In 1892, America was going crazy over its first big-time sports event--a boxing match between John L. Sullivan and James J. Corbett in New Orleans.

In an early version of pay-per-view, more than 1,500 people gathered at Hazard’s to watch a telegraph operator sitting onstage, jotting down blow-by-blow descriptions of the fight and handing the information to another operator who made announcements through a megaphone. Corbett won.

By the turn of the century, top boxers such as Jim Jeffries, Bob Fitzsimmons and Denver Ed Martin had fought at the Pavilion.

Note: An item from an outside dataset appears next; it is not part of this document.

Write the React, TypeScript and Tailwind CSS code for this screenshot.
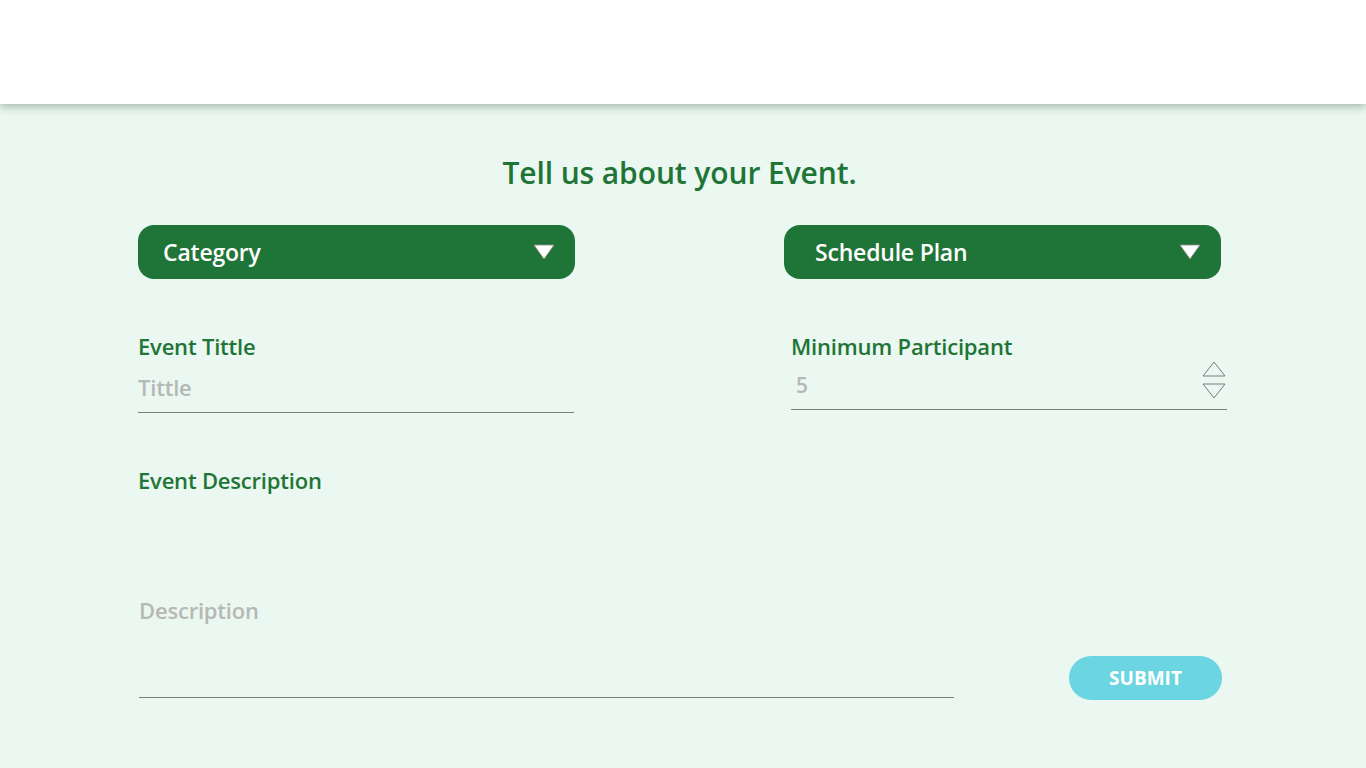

Meanwhile, on Sundays the building took on a quite different personality. It was leased to the Temple Baptist Church. Then the church and local business raised enough money to take over ownership and rebuild the Pavilion into an even bigger auditorium.

The group hired architect Charles F. Whittlesley, who caught plenty of scolding from his contemporaries for his “wild” schemes: cantilevered balconies that eliminated bothersome pillars, and a great domed ceiling.

In 1906, the old Pavilion was razed and the new “Theater Beautiful,” as it was immodestly named, rose on the site, becoming the city’s third reinforced concrete building and the largest and most elegant auditorium west of Chicago. It served double duty as the home of Temple Baptist Church.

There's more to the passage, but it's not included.